Recent delivery innovations by Amazon, Kroger, and Walmart are bringing groceries beyond consumers’ doorstep.
Sales from grocery deliveries surged throughout 2020 and demand for the service remains high. In February 2021, online grocery deliveries and in-store pickups totaled 6.1 billion, according to a report by Statista.
As competition between grocery delivery providers continues to intensify, key players are thinking outside the box to keep the online business they attracted throughout the pandemic.
Services In-Home, On Location
In April, Amazon expanded its “Key by Amazon” delivery service to include groceries. The service allows all prime members using Amazon Fresh and Whole Foods Market to have their grocery deliveries placed securely inside their garages when they aren’t home, reported Business Insider (April 27).
Walmart is expanding its “InHome” service, which enables delivery people to enter homes and put groceries in the refrigerator while customers are out. The retailer began testing the service in 2019 but paused during the peak pandemic lockdown period. InHome will be available in five states by July, reported Bloomberg (April 28).
In May, Kroger launched a pilot offering grocery delivery via autonomous drones. The service, which utilizes Drone Express technology, delivers packages within as little as 15 minutes based on smartphone locations rather than street addresses. Kroger’s ultimate goal is to provide a new level of flexibility for customers to access what they need anytime, anywhere.

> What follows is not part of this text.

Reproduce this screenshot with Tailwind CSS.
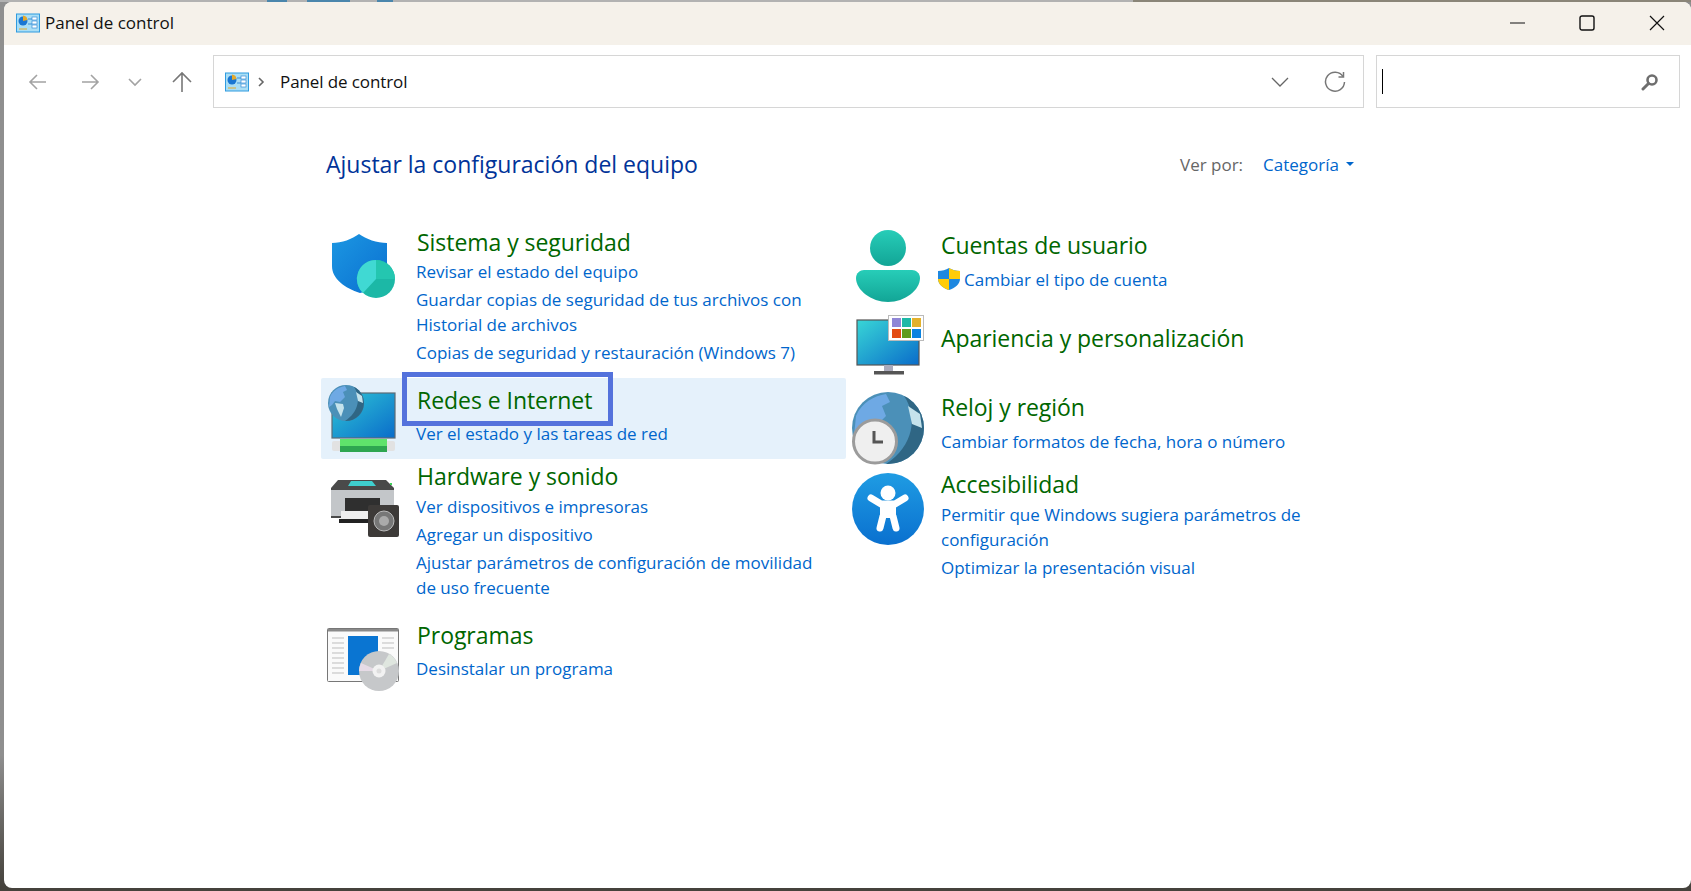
<!DOCTYPE html>
<html lang="es">
  <head>
    <meta charset="UTF-8" />
    <title>Panel de control</title>
    <script src="https://cdn.jsdelivr.net/npm/@tailwindcss/browser@4"></script>
  </head>
  <body class="h-[891px] w-[1691px] overflow-hidden bg-[#45423c] font-['Open_Sans','Noto_Sans',sans-serif]">
    <!-- Desktop showing behind the window -->
    <div class="flex h-[2px]">
      <div class="w-[267px] bg-[#b2b2b2]"></div>
      <div class="w-[20px] bg-[#4a86ac]"></div>
      <div class="w-[20px] bg-[#b2b2b2]"></div>
      <div class="w-[43px] bg-[#4a86ac]"></div>
      <div class="w-[27px] bg-[#b2b2b2]"></div>
      <div class="w-[16px] bg-[#4a86ac]"></div>
      <div class="w-[740px] bg-[#b2b2b2]"></div>
      <div class="flex-1 bg-[#8a8578]"></div>
    </div>
    <div class="h-[886px] bg-linear-to-b from-[#8f8f8f] via-[#8f8f8f] via-85% to-[#45423c] pl-[4px]">
      <div class="h-[886px] w-[1687px] overflow-hidden rounded-[8px] bg-white">
        <!-- Title bar -->
        <div class="flex h-[43px] items-center bg-[#f5f1ea] pb-[2px] pl-[12px]">
          <svg class="h-[24px] w-[24px]" viewBox="0 0 24 24">
            <rect x="0.5" y="3" width="23" height="18" fill="#a9def5" stroke="#2f9be0" />
            <circle cx="7" cy="10" r="4.5" fill="#1976d2" />
            <path d="M7 10V4.5A5 5 0 0 1 11.5 9Z" fill="#e3a92c" />
            <path d="M12 8h4M12 13h4" stroke="#3b8fd8" />
            <rect x="16" y="6" width="5" height="3" fill="#fff" stroke="#3b8fd8" stroke-width=".7" />
            <rect x="16" y="10" width="5" height="3" fill="#fff" stroke="#3b8fd8" stroke-width=".7" />
            <rect x="16" y="14" width="5" height="3" fill="#fff" stroke="#3b8fd8" stroke-width=".7" />
            <path d="M3 18h8" stroke="#e3a92c" stroke-width="1.2" />
          </svg>
          <span class="ml-[5px] text-[17px] text-[#111]">Panel de control</span>
          <div class="ml-auto flex items-center">
            <svg class="h-[16px] w-[16px]" viewBox="0 0 16 16"><path d="M0 8h15" stroke="#111" stroke-width="1.1" /></svg>
            <svg class="ml-[53px] h-[16px] w-[16px]" viewBox="0 0 16 16"><rect x="1" y="1" width="14" height="14" rx="2" fill="none" stroke="#111" stroke-width="1.4" /></svg>
            <svg class="ml-[54px] mr-[26px] h-[16px] w-[16px]" viewBox="0 0 16 16"><path d="M1 1l14 14M15 1L1 15" stroke="#111" stroke-width="1.2" /></svg>
          </div>
        </div>

        <!-- Address row -->
        <div class="flex h-[75px] items-center pb-[2px]">
          <svg class="ml-[24px] h-[20px] w-[20px] text-[#a3a3a3]" viewBox="0 0 20 20" fill="none" stroke="currentColor" stroke-width="1.6"><path d="M18 10H2M9 3l-7 7 7 7" /></svg>
          <svg class="ml-[32px] h-[20px] w-[20px] text-[#a3a3a3]" viewBox="0 0 20 20" fill="none" stroke="currentColor" stroke-width="1.6"><path d="M2 10h16M11 3l7 7-7 7" /></svg>
          <svg class="ml-[28px] h-[14px] w-[14px] text-[#a3a3a3]" viewBox="0 0 14 14" fill="none" stroke="currentColor" stroke-width="1.6"><path d="M1 4l6 6 6-6" /></svg>
          <svg class="ml-[29px] h-[22px] w-[22px] text-[#777]" viewBox="0 0 22 22" fill="none" stroke="currentColor" stroke-width="1.6"><path d="M11 21V2M2 11l9-9 9 9" /></svg>
          <!-- address box -->
          <div class="ml-[20px] flex h-[53px] w-[1151px] items-center border-[1.5px] border-[#d6d6d6] pl-[11px]">
            <svg class="h-[24px] w-[24px]" viewBox="0 0 24 24">
              <rect x="0.5" y="3" width="23" height="18" fill="#a9def5" stroke="#2f9be0" />
              <circle cx="7" cy="10" r="4.5" fill="#1976d2" />
              <path d="M7 10V4.5A5 5 0 0 1 11.5 9Z" fill="#e3a92c" />
              <path d="M12 8h4M12 13h4" stroke="#3b8fd8" />
              <rect x="16" y="6" width="5" height="3" fill="#fff" stroke="#3b8fd8" stroke-width=".7" />
              <rect x="16" y="10" width="5" height="3" fill="#fff" stroke="#3b8fd8" stroke-width=".7" />
              <rect x="16" y="14" width="5" height="3" fill="#fff" stroke="#3b8fd8" stroke-width=".7" />
              <path d="M3 18h8" stroke="#e3a92c" stroke-width="1.2" />
            </svg>
            <svg class="ml-[9px] h-[10px] w-[7px] text-[#666]" viewBox="0 0 7 10" fill="none" stroke="currentColor" stroke-width="1.6"><path d="M1 1l4 4-4 4" /></svg>
            <span class="ml-[15px] text-[17px] tracking-[-0.1px] text-[#111]">Panel de control</span>
            <svg class="ml-auto h-[10px] w-[18px] text-[#666]" viewBox="0 0 18 10" fill="none" stroke="currentColor" stroke-width="1.3"><path d="M1 1l8 8 8-8" /></svg>
            <svg class="ml-[35px] mr-[17px] h-[22px] w-[22px] text-[#777]" viewBox="0 0 22 22" fill="none" stroke="currentColor" stroke-width="1.5"><path d="M19 5.5A9.5 9.5 0 1 0 20.5 11" /><path d="M19.5 1v5h-5" /></svg>
          </div>
          <!-- search box -->
          <div class="ml-[12px] flex h-[53px] w-[304px] items-center border-[1.5px] border-[#d6d6d6] pl-[5px]">
            <div class="h-[25px] w-px bg-black"></div>
            <svg class="ml-auto mr-[20px] h-[18px] w-[18px] text-[#6e6e6e]" viewBox="0 0 18 18" fill="none" stroke="currentColor"><circle cx="11" cy="7" r="4.5" stroke-width="2.6" /><path d="M7.5 10.5L2 16" stroke-width="3" stroke-linecap="round" /></svg>
          </div>
        </div>

        <!-- Content -->
        <div class="w-[1350px] pl-[317px]">
          <div class="flex h-[106px] items-center justify-between pb-[17px] pl-[5px]">
            <h1 class="text-[23px] text-[#003399]">Ajustar la configuración del equipo</h1>
            <div class="flex items-center text-[17px]">
              <span class="text-[#666]">Ver por:</span>
              <span class="ml-[20px] text-[#0066cc]">Categoría</span>
              <span class="mb-[2px] ml-[7px] h-0 w-0 border-x-[4px] border-t-[4px] border-x-transparent border-t-[#0066cc]"></span>
            </div>
          </div>
          <div class="flex">
            <!-- Left column -->
            <div class="w-[525px]">
              <section class="flex h-[152px]">
                <svg class="h-[84px] w-[84px] shrink-0" viewBox="0 0 84 84">
                  <defs>
                    <linearGradient id="sh" x1="0" y1="0" x2="1" y2="1"><stop offset="0" stop-color="#1c97e2" /><stop offset="1" stop-color="#0a6fd0" /></linearGradient>
                  </defs>
                  <path d="M38 8C31 13 21 17 11 17V40C11 53 24 62 39 67C50 65 66 50 66 40V17C56 17 45 13 38 8Z" fill="url(#sh)" />
                  <circle cx="55" cy="53" r="19" fill="#1cb8a6" />
                  <path d="M55 53V34A19 19 0 0 0 42 67Z" fill="#40d9d3" />
                  <path d="M55 53H74A19 19 0 0 0 55 34Z" fill="#24c6b0" />
                </svg>
                <div class="ml-[11px]">
                  <h2 class="h-[32px] pl-[1px] text-[23px] leading-[32px] tracking-[-0.05px] text-[#006600]">Sistema y seguridad</h2>
                  <a class="mt-[1px] block text-[17px] leading-[25px] text-[#0066cc]">Revisar el estado del equipo</a>
                  <a class="mt-[3px] block text-[17px] leading-[25px] text-[#0066cc]">Guardar copias de seguridad de tus archivos con<br />Historial de archivos</a>
                  <a class="mt-[3px] block text-[17px] leading-[25px] text-[#0066cc]">Copias de seguridad y restauración (Windows 7)</a>
                </div>
              </section>
              <section class="relative flex h-[81px] rounded-[2px] bg-[#e5f1fb] pt-[6px]">
                <svg class="-mt-[6px] h-[84px] w-[84px] shrink-0" viewBox="0 0 84 84">
                  <defs>
                    <linearGradient id="mon" x1="0" y1="0" x2="1" y2="1"><stop offset="0" stop-color="#2fc7d6" /><stop offset="1" stop-color="#0a6cca" /></linearGradient>
                    <clipPath id="gl1"><circle cx="36" cy="36" r="36" /></clipPath>
                  </defs>
                  <rect x="11" y="15" width="63" height="45" fill="url(#mon)" stroke="#5d6b75" stroke-width="1.2" />
                  <rect x="11" y="63" width="63" height="10" rx="2" fill="#e2e2e2" />
                  <rect x="19" y="61" width="47" height="7" fill="#5fe36b" />
                  <rect x="19" y="68" width="47" height="6" fill="#2ea650" />
                  <g transform="translate(7 7) scale(.5)">
                    <circle cx="36" cy="36" r="36" fill="#4b90b8" />
                    <g clip-path="url(#gl1)">
                      <path d="M52 4C66 24 62 54 34 72H72V4Z" fill="#2f6684" />
                      <path d="M4 24C10 10 22 4 34 2L38 10 30 14 34 24 24 34 14 32 8 40 2 44Z" fill="#6ea9e4" />
                      <path d="M56 14L68 22 70 36 60 32Z" fill="#c5e3ec" />
                      <path d="M14 36L30 38 32 46 26 64 18 48Z" fill="#c5e3ec" />
                    </g>
                  </g>
                </svg>
                <div class="ml-[11px]">
                  <h2 class="h-[32px] pl-[1px] text-[23px] leading-[32px] tracking-[-0.05px] text-[#006600]">Redes e Internet</h2>
                  <a class="mt-[4.5px] block text-[17px] leading-[25px] text-[#0066cc]">Ver el estado y las tareas de red</a>
                </div>
                <!-- focus rectangle -->
                <div class="absolute left-[81px] top-[-6px] h-[54px] w-[211px] border-[5px] border-[#5472dc]"></div>
              </section>
              <section class="mt-[1px] flex h-[159px]">
                <svg class="h-[84px] w-[84px] shrink-0" viewBox="0 0 84 84">
                  <path d="M10 28L17 20H65L73 28V58H10Z" fill="#4a4a4a" />
                  <path d="M10 30H73V56H10Z" fill="#c3c6c9" />
                  <path d="M30 21L27 26H55L51 21Z" fill="#3fd0d0" />
                  <rect x="24" y="38" width="35" height="14" fill="#2f2f2f" />
                  <path d="M20 51H60V59H20Z" fill="#eee" />
                  <path d="M18 59H62V63H18Z" fill="#222" />
                  <rect x="69" y="23" width="2" height="2" fill="#3fd05a" />
                  <rect x="47" y="45" width="31" height="32" rx="2" fill="#3d3a38" />
                  <circle cx="63" cy="61" r="10" fill="#777" stroke="#bbb" />
                  <circle cx="63" cy="61" r="5" fill="#aaa" />
                </svg>
                <div class="ml-[11px]">
                  <h2 class="h-[32px] pl-[1px] text-[23px] leading-[32px] tracking-[-0.05px] text-[#006600]">Hardware y sonido</h2>
                  <a class="mt-[1.5px] block text-[17px] leading-[25px] text-[#0066cc]">Ver dispositivos e impresoras</a>
                  <a class="mt-[3px] block text-[17px] leading-[25px] text-[#0066cc]">Agregar un dispositivo</a>
                  <a class="mt-[3px] block text-[17px] leading-[25px] text-[#0066cc]">Ajustar parámetros de configuración de movilidad<br />de uso frecuente</a>
                </div>
              </section>
              <section class="flex">
                <svg class="h-[84px] w-[84px] shrink-0" viewBox="0 0 84 84">
                  <rect x="6.5" y="9.5" width="71" height="53" rx="1" fill="#fafafa" stroke="#777" />
                  <rect x="7" y="10" width="70" height="2.5" fill="#8a8a8a" />
                  <path d="M11 19h12M11 24h12M11 29h12M11 34h12M11 39h12M11 44h12M11 49h12M11 54h12M61 19h12M61 24h12M61 29h12" stroke="#bdbdbd" />
                  <rect x="27" y="17" width="30" height="39" fill="#0a75d2" />
                  <circle cx="58" cy="52" r="20" fill="#c6c8ca" />
                  <path d="M58 52L76 44A20 20 0 0 0 68 35Z" fill="#dfe6df" />
                  <path d="M58 52L40 44A20 20 0 0 0 38 52Z" fill="#e6dbe6" />
                  <circle cx="58" cy="52" r="6.5" fill="#f2f2f2" />
                  <circle cx="58" cy="52" r="2.5" fill="#ddd" />
                </svg>
                <div class="ml-[11px]">
                  <h2 class="h-[32px] pl-[1px] text-[23px] leading-[32px] tracking-[-0.05px] text-[#006600]">Programas</h2>
                  <a class="mt-[5px] block text-[17px] leading-[25px] text-[#0066cc]">Desinstalar un programa</a>
                </div>
              </section>
            </div>
            <!-- Right column -->
            <div class="ml-[5px]">
              <section class="flex h-[88px]">
                <svg class="h-[88px] w-[88px] shrink-0" viewBox="0 0 88 88">
                  <defs>
                    <linearGradient id="us" x1="0" y1="0" x2="0" y2="1"><stop offset="0" stop-color="#27cdb8" /><stop offset="1" stop-color="#12a596" /></linearGradient>
                  </defs>
                  <circle cx="37" cy="22" r="18" fill="url(#us)" />
                  <path d="M5 52C5 47 9 44 13 44H61C65 44 69 47 69 52C69 64 54 76 37 76C20 76 5 64 5 52Z" fill="url(#us)" />
                </svg>
                <div class="ml-[2px]">
                  <h2 class="mt-[3px] h-[32px] text-[23px] leading-[32px] tracking-[-0.05px] text-[#006600]">Cuentas de usuario</h2>
                  <div class="-ml-[3px] mt-[5.5px] flex items-center">
                    <svg class="h-[22px] w-[22px]" viewBox="0 0 22 22">
                      <path d="M11 0C8 2 4 3 0 3V11C0 16 5 20 11 22C17 20 22 16 22 11V3C18 3 14 2 11 0Z" fill="#1e88e0" />
                      <path d="M11 0C14 2 18 3 22 3V11H11ZM11 11V22C5 20 0 16 0 11Z" fill="#ffcc0a" />
                    </svg>
                    <a class="ml-[4px] text-[17px] leading-[25px] text-[#0066cc]">Cambiar el tipo de cuenta</a>
                  </div>
                </div>
              </section>
              <section class="flex h-[78px]">
                <svg class="h-[88px] w-[88px] shrink-0" viewBox="0 0 88 88">
                  <defs>
                    <linearGradient id="mon2" x1="0" y1="0" x2="1" y2="1"><stop offset="0" stop-color="#38d6d6" /><stop offset="1" stop-color="#0a6cca" /></linearGradient>
                  </defs>
                  <rect x="6" y="6" width="62" height="45" fill="url(#mon2)" stroke="#555" stroke-width="1.2" />
                  <rect x="33" y="51" width="9" height="7" fill="#aab" />
                  <rect x="23" y="57" width="30" height="3.5" fill="#555" />
                  <rect x="37.5" y="1.5" width="35" height="25" fill="#fff" stroke="#bbb" />
                  <rect x="41" y="4" width="9" height="9" fill="#8f86d6" />
                  <rect x="51" y="4" width="9" height="9" fill="#1db8a6" />
                  <rect x="61" y="4" width="9" height="9" fill="#e3b12c" />
                  <rect x="41" y="15" width="9" height="9" fill="#e34c13" />
                  <rect x="51" y="15" width="9" height="9" fill="#5e9c1e" />
                  <rect x="61" y="15" width="9" height="9" fill="#0a83e0" />
                </svg>
                <div class="ml-[2px]">
                  <h2 class="mt-[8px] h-[32px] text-[23px] leading-[32px] tracking-[-0.05px] text-[#006600]">Apariencia y personalización</h2>
                </div>
              </section>
              <section class="flex h-[81px]">
                <svg class="h-[88px] w-[88px] shrink-0" viewBox="0 0 88 88">
                  <defs>
                    <clipPath id="gl"><circle cx="36" cy="36" r="36" /></clipPath>
                  </defs>
                  <g transform="translate(1 0)">
                    <circle cx="36" cy="36" r="36" fill="#4b90b8" />
                    <g clip-path="url(#gl)">
                      <path d="M52 4C66 24 62 54 34 72H72V4Z" fill="#2f6684" />
                      <path d="M4 24C10 10 22 4 34 2L38 10 30 14 34 24 24 34 14 32 8 40 2 44Z" fill="#6ea9e4" />
                      <path d="M56 14L68 22 70 36 60 32Z" fill="#c5e3ec" />
                    </g>
                  </g>
                  <circle cx="24" cy="49.5" r="21.5" fill="#efefef" stroke="#9b9b9b" stroke-width="3" />
                  <path d="M23 39V50H32" fill="none" stroke="#555" stroke-width="3" />
                </svg>
                <div class="ml-[2px]">
                  <h2 class="mt-[-1px] h-[32px] text-[23px] leading-[32px] tracking-[-0.05px] text-[#006600]">Reloj y región</h2>
                  <a class="mt-[5.5px] block text-[17px] leading-[25px] text-[#0066cc]">Cambiar formatos de fecha, hora o número</a>
                </div>
              </section>
              <section class="flex">
                <svg class="h-[88px] w-[88px] shrink-0" viewBox="0 0 88 88">
                  <defs>
                    <linearGradient id="ac" x1="0" y1="0" x2="0" y2="1"><stop offset="0" stop-color="#1f9ce3" /><stop offset="1" stop-color="#0a70cf" /></linearGradient>
                  </defs>
                  <circle cx="37" cy="36" r="36" fill="url(#ac)" />
                  <circle cx="37" cy="20" r="7.5" fill="#fff" />
                  <path d="M20 25L30 31H44L54 25" fill="none" stroke="#fff" stroke-width="7" stroke-linecap="round" stroke-linejoin="round" />
                  <rect x="29" y="30" width="16" height="15" fill="#fff" />
                  <path d="M32 43L29 55M42 43L45 55" fill="none" stroke="#fff" stroke-width="7" stroke-linecap="round" />
                </svg>
                <div class="ml-[2px]">
                  <h2 class="mt-[-5px] h-[32px] text-[23px] leading-[32px] tracking-[-0.05px] text-[#006600]">Accesibilidad</h2>
                  <a class="mt-[1.5px] block text-[17px] leading-[25px] text-[#0066cc]">Permitir que Windows sugiera parámetros de<br />configuración</a>
                  <a class="mt-[3px] block text-[17px] leading-[25px] text-[#0066cc]">Optimizar la presentación visual</a>
                </div>
              </section>
            </div>
          </div>
        </div>
      </div>
    </div>
  </body>
</html>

The current weight limit for Kroger’s drone delivery is approximately five pounds, which narrows the accessibility of the service. To offset weight challenges, Kroger is pre-bundling items for on-the-go scenarios, such as picnics and cookouts, along with child-care essentials.
For both of the aforementioned in-home delivery services, some technological investments are required. Customers need to purchase a connected smart lock so the delivery person can enter the premises. While there is some flexibility regarding the type of lock, both Amazon and Walmart promote products made by companies they have financial stakes in.
Amazon also recommends that shoppers watch deliveries on a smart-home camera. While the appeal of convenience is strong, so is the uncertainty of allowing strangers into one’s home. As consumer psychologist Peter Noel Murray told Bloomberg in the recent article, safety and security are “paramount” for post-pandemic shoppers.